Reste que pour pouvoir se dynamiser, cette lutte contre le nucléaire, civil et militaire, doit dépasser son cadre un peu étriqué. Il est facile de remarquer la dépolitisation de la mouvance antinucléaire : cette situation met objectivement le mouvement, en particulier celui du réseau Sortir du nucléaire, en position de s’offrir au mieux-disant. Exemple : le réseau a fait la démarche de demander aux présidents de régions de s’engager à ne pas accepter de réacteur du type EPR dans leur zone. Les réponses positives obtenues pourraient certainement faire basculer les votes aux régionales en faveur d’une classe politique de gauche qui n’a pourtant jamais été antinucléaire et qui n’a pas donné d’avancées significatives lorsqu’elle était au pouvoir avec Jospin et les Verts ! Cette tendance, catégorielle et apolitique, vient d’ailleurs de se conforter avec l’adhésion au réseau Sortir du nucléaire du Mouvement des jeunes socialistes. Cette situation générale indique assez que ce mouvement manque de perspectives, pour faire appel à la classe politique et vendre son indépendance.
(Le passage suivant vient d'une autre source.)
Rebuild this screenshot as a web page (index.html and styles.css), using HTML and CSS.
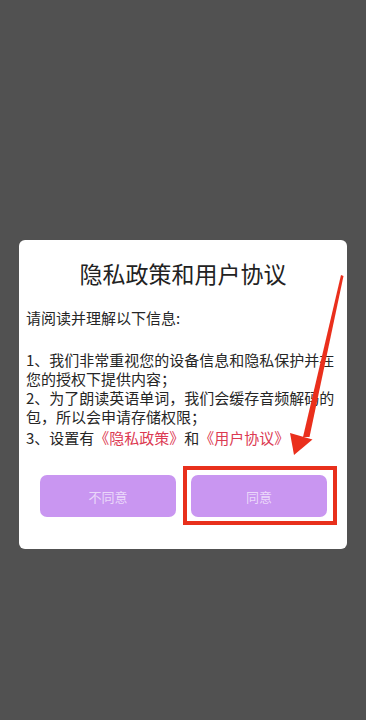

Pour autant, les libertaires ne sont pas encore en capacité de faire contrepoids. Il y a donc à réfléchir vraiment sur cette situation et à offrir rapidement des débouchés politiques à un mouvement qui, malgré ses efforts, reste cantonné à la pérennisation d’une culture antinucléaire. À terme, sans débouchés et sans perspectives, c’est donc un mouvement qui va s’institutionnaliser et mourir d’usure.

Daniel, groupe Gard-Vaucluse de la FA


[1Collectif qui regroupe depuis trois ans, personnes et associations dont le groupe Gard-Vaucluse de la Fédération anarchiste.